Summer had been hot. Rain had not nourished the land since well after the spring harvest. The breeze coming off the sea was a bit cooler now with Autumn’s arrival to bring some relief. Being great with child made tolerance of the balmy weather additionally difficult. While it would have been nice to relax on the knoll with the slight breeze coming up from the sea, there were supplies to be packed for the journey. She wanted to linger, but there was much to be done.
Early next morning, the large group of travelers set out toward their ancestral home, as was required, her husband included, to be in attendance for the census in their home town. As his betrothed, the young mother-to-be must register as well. Leaving the village her mind made record of the things packed, wondering what may have been forgotten. Taking a mental inventory helped take her mind off the concerned look on her parents face as she departed.
Her mother desperately tried to hide her feelings. She knew how difficult, and dangerous, the travel would be in her daughter’s advanced state, concerned for both mother and child. Her heart was heavy knowing her grandchild would be born in a home not her own, unable to be there to help her daughter. Knowing the pair traveled with friends to her son-in-law’s family, somewhat eased her worries as she also prepared to travel with her husband to his families town.
The young girl's father knew in his heart his daughters betrothed was a good man, who loved his daughter deeply. After all, he could have condemned her when he was told she was expecting, but he was a man of honor and was committed to their marriage. Standing strong at Natser’s gate with his wife, they waved with forced smiles until the group was out of sight.
The young husband’s family was originally from a small town outside the city. A stone mason by training, he was strong with large, rough hands with which he shaped large stones for Herod’s building program, although tenderhearted toward his young bride. He regretted she had to travel so far in her current condition, but he also trusted this was part of Elohim’s greater plan for the coming child.
The journey was normally a four days walk, but soon they fell behind the others because the young mother tired quickly and needed to rest more frequently. As the young couple approached the small village, they passed people camped along the road between the village and the city on the hill. Her husband grew concerned about a place for them to stay, but believed his family would be willing to help them find a place to rest. Finally, they entered the village and jostled through the narrow streets full of trailers toward his relative’s home.
A lamp illuminated the courtyard as the pair approached. As he gently held his bride’s arm, the family quickly encircled the weary travelers offering cushions, bread and figs. Unfortunately, the kataluma (Greek for guest rooms, place to eat or lodge, often on the roof) was already occupied by those who had arrived the day before.

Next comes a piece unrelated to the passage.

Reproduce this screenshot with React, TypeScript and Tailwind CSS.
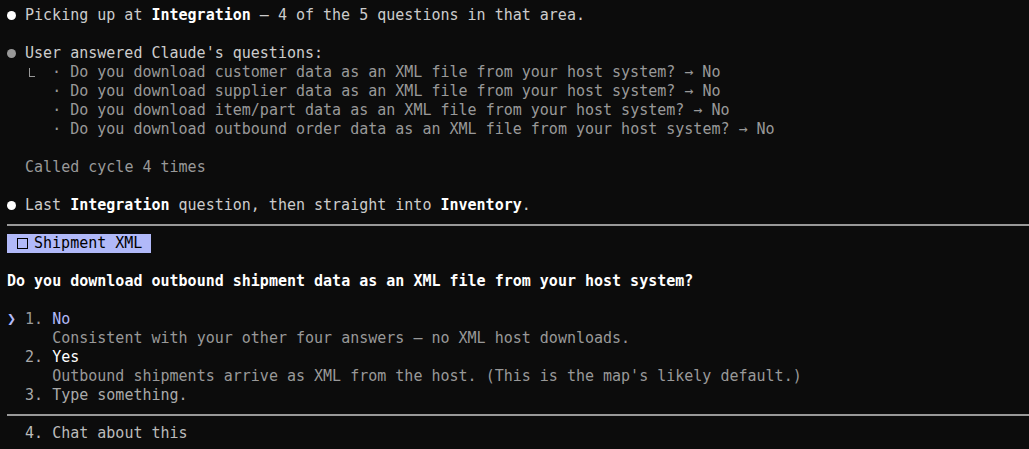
import React from 'react';

const answered = [
  'customer data',
  'supplier data',
  'item/part data',
  'outbound order data',
];

function Rule() {
  return (
    <div className="h-[19px] flex items-center">
      <div className="h-[2px] w-full bg-[#999999]" />
    </div>
  );
}

function Blank() {
  return <div className="h-[19px]" />;
}

function Dot({ color }: { color: string }) {
  return (
    <span className="inline-flex w-[9px] h-[19px] align-top items-center justify-center">
      <span className={`block w-[9px] h-[9px] rounded-full ${color}`} />
    </span>
  );
}

export default function App() {
  return (
    <div
      className="min-h-screen bg-[#0c0c0c] pt-[6px] pl-[7px] text-[15px] leading-[19px] whitespace-pre text-[#cccccc] overflow-hidden"
      style={{ fontFamily: '"DejaVu Sans Mono", "Liberation Mono", monospace' }}
    >
      <div>
        <Dot color="bg-white" /> Picking up at <b className="text-white">Integration</b> — 4 of the 5 questions in that area.
      </div>
      <Blank />
      <div>
        <Dot color="bg-[#999999]" /> User answered Claude's questions:
      </div>
      {answered.map((item, i) => (
        <div key={item} className="text-[#999999]">
          {i === 0 ? (
            <>
              {'  '}
              <span className="inline-block w-[9px] h-[19px] align-top relative">
                <span className="absolute left-[4px] top-[5px] w-[6px] h-[9px] border-l border-b border-[#999999]" />
              </span>
              {'  · '}
            </>
          ) : (
            '     · '
          )}
          Do you download {item} as an XML file from your host system? → No
        </div>
      ))}
      <Blank />
      <div className="text-[#999999]">  Called cycle 4 times</div>
      <Blank />
      <div>
        <Dot color="bg-white" /> Last <b className="text-white">Integration</b> question, then straight into <b className="text-white">Inventory</b>.
      </div>
      <Rule />
      <div>
        <span className="inline-flex h-[19px] w-[144px] align-top items-center pl-[9px] bg-[#b1b9f9] text-black">
          <span className="inline-flex w-[9px] shrink-0">
            <span className="block shrink-0 ml-[1px] w-[11px] h-[11px] border border-black" />
          </span>
          {' Shipment XML'}
        </span>
      </div>
      <Blank />
      <div className="font-bold text-white">Do you download outbound shipment data as an XML file from your host system?</div>
      <Blank />
      <div>
        <span className="text-[#b1b9f9] font-bold">❯</span> <span className="text-[#999999]">1.</span> <span className="text-[#b1b9f9]">No</span>
      </div>
      <div className="text-[#999999]">     Consistent with your other four answers — no XML host downloads.</div>
      <div>
        <span className="text-[#aaaaaa]">  2.</span> <span className="text-white">Yes</span>
      </div>
      <div className="text-[#999999]">     Outbound shipments arrive as XML from the host. (This is the map's likely default.)</div>
      <div className="text-[#aaaaaa]">  3. Type something.</div>
      <Rule />
      <div className="text-[#bbbbbb]">  4. Chat about this</div>
    </div>
  );
}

The young mother was exhausted, and the other women understood the urgency to find a place for her to rest. After some discussion, the only available space that offered any privacy was the phatne (Greek, stall). Considering it was past the Spring, the ewes with their lambs would be in the fields. The birthing stalls would be empty, clean, provide protection from the elements, just what was needed.
The women prepared for the coming birth, gathering supplies, washing her face, hands and feet while the men went ahead to prepare the space with fresh straw and using blankets to make a soft place for the young mother. There was much to do, the baby would soon arrive.
And everyone went to their own town to register. So Joseph also went up from the town of Nazareth in Galilee to Judea, to Bethlehem the town of David, because he belonged to the house and line of David. He went there to register with Mary, who was pledged to be married to him and was expecting a child. While they were there, the time came for the baby to be born, and she gave birth to her firstborn, a son. She wrapped him in cloths and placed him in a manger, because there was no guest room available for them. Luke 2:3-7 NIV
Abba Father, Your love for us far exceeds our comprehension. For You so loved us that You sent Your One and Only Son into this world so we might be saved. We are grateful for our families lovingly sacrifice to care for us. Even when our earthly families short, Your love never fails to provide everything we need in other ways. Teach us to be generous, compassionate and demonstrate genuine concern for others. May we keep loving one another as brothers and sisters, to not forget to show hospitality to strangers, for by so doing some people have shown hospitality to angels without knowing it (Hebrews 13:1-2). Fulfilling the needs of others may actually be more of a blessing to us than to those receiving our gifts. Love is the only thing that when given away creates more than was given. We thank you Father for Your faithfulness and Your priceless gift of love as we anticipate the celebration of Jesus' birth.